The central dilemma is whether to preserve and pursue arms control to reduce nuclear risk — which requires trust, reciprocal transparency, and limits that can feel politically constraining — or to prioritize maximum deterrence and unilateral flexibility in the face of adversaries whose actions undermine trust; the resolution sides with renewed arms control but depends on cooperation from actors whose behavior makes those very agreements harder to secure.

Two implementation constraints stand out. First, the resolution is political — not statutory — so it cannot compel either the executive branch or Russia and China to act.

Its utility rests on signaling: it can raise the political cost of non‑cooperation and shape public expectations, but it does not create enforcement mechanisms or funding obligations.

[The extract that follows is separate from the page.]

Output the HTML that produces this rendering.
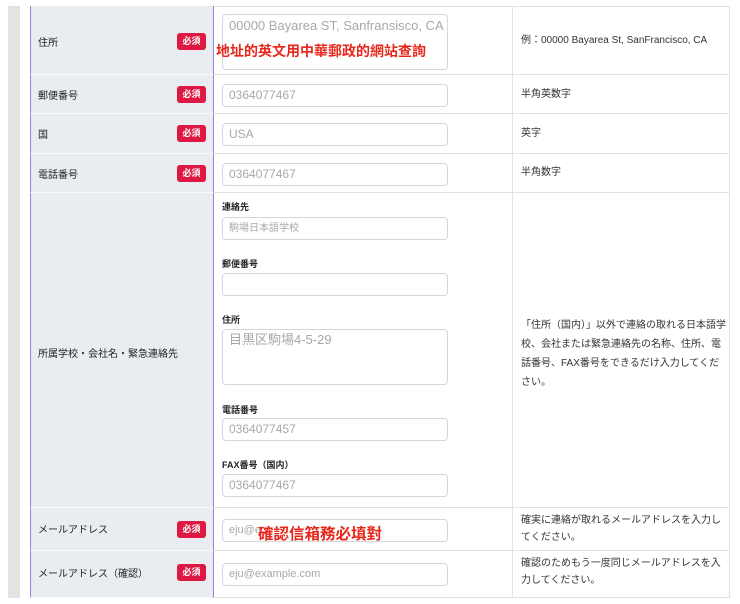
<!DOCTYPE html>
<html><head><meta charset="utf-8"><style>
*{box-sizing:border-box;margin:0;padding:0}
body{width:740px;height:604px;background:#fff;position:relative;overflow:hidden;font-family:"Liberation Sans","Noto Sans CJK JP",sans-serif;color:#333}
.a{position:absolute}
.bar{left:8px;top:6px;width:12px;height:592px;background:#e3e3e3}
.c1{left:30px;width:184px;background:#e9edf0;border-left:1px solid #8c86e6;border-right:1px solid #8c86e6;border-bottom:1px solid #fafafa}
.c2{left:214px;width:299px;border-bottom:1px solid #e2e2e2;border-right:1px solid #e2e2e2}
.c3{left:513px;width:217px;border-bottom:1px solid #e2e2e2;border-right:1px solid #e2e2e2}
.lb{font-size:10px;color:#222;position:absolute;left:38px}
.bd{position:absolute;left:177px;width:29px;height:17px;background:#dc1843;color:#fff;font-size:9px;border-radius:3px;text-align:center;line-height:17px;font-weight:bold}
.in{position:absolute;left:222px;width:226px;height:23px;border:1px solid #d6d6d6;border-radius:4px;font-size:12px;color:#a8a8a8;padding-left:6px;line-height:21px;background:#fff}
.ds{position:absolute;left:521px;font-size:10px;color:#333;line-height:17px}
.sl{position:absolute;left:222px;font-size:9px;font-weight:bold;color:#222}
.red{position:absolute;color:#e8261b;font-weight:bold;font-family:"Liberation Sans","Noto Sans CJK TC",sans-serif}
</style></head><body>
<div class="a bar"></div>
<div class="a" style="left:30px;top:6px;width:700px;height:1px;background:#e2e2e2"></div>
<div class="a c1" style="top:6px;height:69px"></div><div class="a c2" style="top:6px;height:69px"></div><div class="a c3" style="top:6px;height:69px"></div>
<div class="a c1" style="top:75px;height:39px"></div><div class="a c2" style="top:75px;height:39px"></div><div class="a c3" style="top:75px;height:39px"></div>
<div class="a c1" style="top:114px;height:40px"></div><div class="a c2" style="top:114px;height:40px"></div><div class="a c3" style="top:114px;height:40px"></div>
<div class="a c1" style="top:154px;height:39px"></div><div class="a c2" style="top:154px;height:39px"></div><div class="a c3" style="top:154px;height:39px"></div>
<div class="a c1" style="top:193px;height:315px"></div><div class="a c2" style="top:193px;height:315px"></div><div class="a c3" style="top:193px;height:315px"></div>
<div class="a c1" style="top:508px;height:43px"></div><div class="a c2" style="top:508px;height:43px"></div><div class="a c3" style="top:508px;height:43px"></div>
<div class="a c1" style="top:551px;height:47px"></div><div class="a c2" style="top:551px;height:47px"></div><div class="a c3" style="top:551px;height:47px"></div>

<div class="lb" style="top:34px">住所</div><div class="bd" style="top:33px">必須</div>
<div class="in" style="top:14px;height:56px;font-size:13px;line-height:20px;padding-top:1px">00000 Bayarea ST, Sanfransisco, CA</div>
<div class="red" style="left:216px;top:41px;font-size:14px">地址的英文用中華郵政的網站查詢</div>
<div class="ds" style="top:32px">例：00000 Bayarea St, SanFrancisco, CA</div>

<div class="lb" style="top:87px">郵便番号</div><div class="bd" style="top:86px">必須</div>
<div class="in" style="top:84px">0364077467</div><div class="ds" style="top:86px">半角英数字</div>

<div class="lb" style="top:126px">国</div><div class="bd" style="top:125px">必須</div>
<div class="in" style="top:123px">USA</div><div class="ds" style="top:125px">英字</div>

<div class="lb" style="top:166px">電話番号</div><div class="bd" style="top:165px">必須</div>
<div class="in" style="top:163px">0364077467</div><div class="ds" style="top:164px">半角数字</div>

<div class="lb" style="top:345px">所属学校・会社名・緊急連絡先</div>
<div class="sl" style="top:200px">連絡先</div>
<div class="in" style="top:217px;font-size:10px">駒場日本語学校</div>
<div class="sl" style="top:257px">郵便番号</div>
<div class="in" style="top:273px"></div>
<div class="sl" style="top:313px">住所</div>
<div class="in" style="top:329px;height:56px;font-size:13px;line-height:20px">目黒区駒場4-5-29</div>
<div class="sl" style="top:403px">電話番号</div>
<div class="in" style="top:418px">0364077457</div>
<div class="sl" style="top:458px">FAX番号（国内）</div>
<div class="in" style="top:474px">0364077467</div>
<div class="ds" style="top:316px;line-height:19px;width:208px">「住所（国内）」以外で連絡の取れる日本語学校、会社または緊急連絡先の名称、住所、電話番号、FAX番号をできるだけ入力してください。</div>

<div class="lb" style="top:521px">メールアドレス</div><div class="bd" style="top:521px">必須</div>
<div class="in" style="top:519px;font-size:11px">eju@e</div>
<div class="red" style="left:258px;top:522px;font-size:15.5px">確認信箱務必填對</div>
<div class="ds" style="top:512px;width:202px">確実に連絡が取れるメールアドレスを入力してください。</div>

<div class="lb" style="top:565px">メールアドレス（確認）</div><div class="bd" style="top:564px">必須</div>
<div class="in" style="top:563px;font-size:11px">eju@example.com</div>
<div class="ds" style="top:555px;width:202px">確認のためもう一度同じメールアドレスを入力してください。</div>
</body></html>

Second, the resolution asks for resumed inspections and numerical restraint at a time when the principal adversary (Russia) has combined aggressive military behavior with public claims of suspension, and when China has been resistant to trilateral limits. That creates a credibility puzzle: calling for immediate compliance and for new negotiations simultaneously can reduce leverage if Moscow or Beijing interpret the posture as primarily rhetorical.

Verification asymmetries (different force structures, transparency practices, and basing modes) make a single trilateral framework technically and politically difficult. Finally, insisting on numeric ceilings without a clear plan for verification, dispute resolution, or contingency mechanisms risks creating expectations that are hard to operationalize if one or more parties refuse robust verification access.